A compromise was eventually reached allowing Turkey to send aid through Ashdod rather than directly to the Palestinian enclave.

Israel says the blockade is necessary to prevent Islamist movement Hamas from receiving materials that could be used for military purposes, but UN officials have called for it to be lifted, citing deteriorating conditions in the territory.

Turkey’s ruling Islamic-rooted AKP Party has friendly ties with Gaza’s Hamas rulers, and President Recep Tayyip Erdogan has been a vocal supporter of the Palestinian cause.

Turkey and Israel were formerly close regional allies, but fell out in 2010 when Israeli commandos killed 10 Turkish activists in a raid on an aid flotilla seeking to run the blockade on Gaza.

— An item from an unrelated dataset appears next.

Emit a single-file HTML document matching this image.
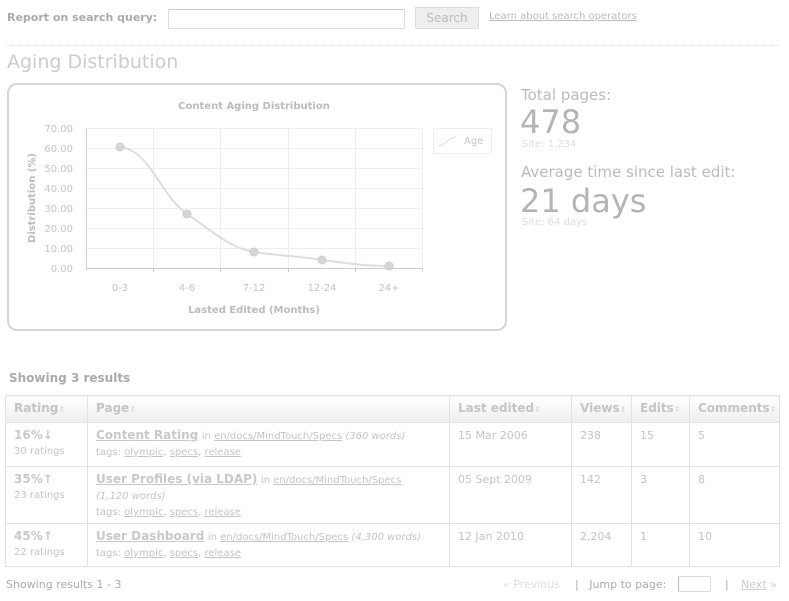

Under the reconciliation deal, Israel will pay $20 million in compensation to the families of those killed.

Prime Minister Benjamin Netanyahu has promoted the economic benefits of restoring ties, with talk of building a pipeline to Turkey to export Israeli gas, and the need to find allies in the turbulent Middle East.

The deal received a mixed response in Israel.

There were allegations that it does not do enough to push for the return of four Israelis missing in Gaza — two soldiers who have been declared dead and two civilians believed to be alive and held by Hamas.

 

Several relatives and supporters of the soldiers’ families protested against the deal outside Ashdod Port on Sunday.